Having raided the Marche d'Aligre for the best fresh spring salades, halal chicken (it's mainly arab butchers), fresh herbs and spices and pain semoule/morrocan bread, it's time to get cooking. In my memory from Adam's dinners there is a huge industrial stove but when it comes to cooking there myself I realise I am having a dinner party for 8 in 2 hours and have only a gas bunsen burner to work with. No joke. Luckily Grace is helping and we concoct the feast in plenty of time. We shouldn't have worried, my boyfriend and his friend the Chilean guitarist Coque are coming and their watches run on South American time, they're about 1.5 hours late. Surrealist writer and artist Matt Rose comes by scooter and proves to be on great form. Also invited is a lecherous beast called Frederic who makes a bee line for Grace. Luckily she speaks great French and is canny enough to deflect his advances with her no-nonsense-dealt-with-the-likes-of-you before Irish charm. She was at school here for years as a young laydee and is well able to handle his advances. Her stories of life as part of an exceedingly bourgeois Parisian family are hilarious. The training must have stood her in good stead. Apparently they were sent on holiday with a tipsy great aunt who fed the kids of 7- 10 years old with strawberries, cider and little else for a week. Frederic is one of those men who think it's fun to have affairs and seem to want a medal for admitting they have a wife/girlfriend. Un-fucking-believable. "But don't you applaud my honesty for telling you I am married with two kids?" "Now come on Cheri, it's jolly decent of me to tell you - now shut up and let's get on with it............."

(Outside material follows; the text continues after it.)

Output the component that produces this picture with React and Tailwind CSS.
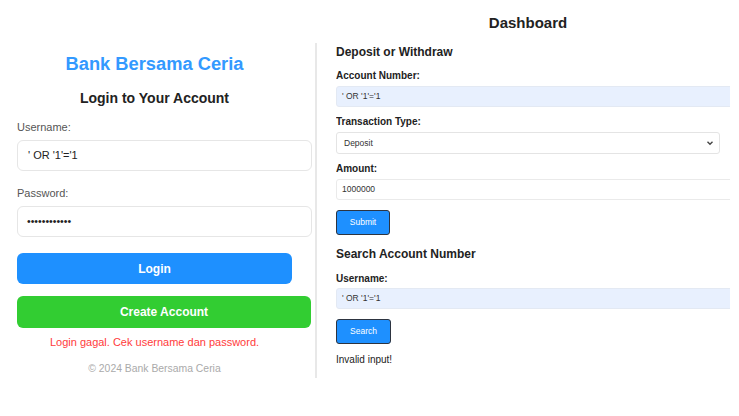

The chicken and haricots verts tagine goes down a treat and soon everyone is having a rare old time. The singing begins. Matt and Grace are in fine voice, Matt seems to be in a Muddy Waters kind of mood and Coque (you gotta pronounce this name "coke-ay") treats us to a virtuoso performance on his accoustic guitar. He does classical but eventually whatever it is any of us want to sing or hear. He is a great musician and has recorded and brought out a CD in his last port of call New York. I wish he would get off his arse and get himself some kind of artists visa because right now he cannot get any proper work with no papers.........c'est la vie. Coque, please launch that half finished website and try and promote yourself. He tells me he prefers composing music.........I guess I don't blame him.
It's finally time to go but not until Adam collars his guests for some manpower. Not sure now is the right time as we are all a little wobbly but we're taken to the other storage atelier down by the Faubourg St-Antoine and he asks if all 7 of us can help move a HUGE piece of the Berlin wall onto some supports a few feet away from where it's propped. Adam is working on this particular piece for another artist for this show in Korea. The Wall looks menacing and is emblazoned with a skull and cross bones in yellow and black graffiti. I'm sure this is a job for the men and stand well back. Adam's no chauvinist (well sometimes) - it is really going to take 7 people, the thing weighs a ton. Even more funny is that we are all told to make absolutely NO noise in case we wake the voisins, as the workshop is on the ground floor of a residential building in a beautiful Bastille greenery covered courtyard. What follows is a ridiculous Ealing comedy type struggle with 14 drunken hands gripping this piece of graffited mur de berlin and lumbering precariously towards the not so steady looking stilts. It's someone's artwork too and due in Korea at this show in a couple of weeks. What if we drop it? Of course all the men are "screeching" in stage whispers, "no this way" "move over" "DON'T let it go" "get out of hissss wayyyy" but the wall safely reaches it's resting spot. Thank God. We'd have lost feet rather than just toes if it had dropped. I'm struck by the enormity of the stone and just as it came to the crucial manouvering point I started pondering the weight vis a vis the massive significance of the fall of communism and the eastern bloc............I figure it's kind of like the story of Saint Christopher carrying Christ across the river and bearing the sins of the world on his shoulders. What a night.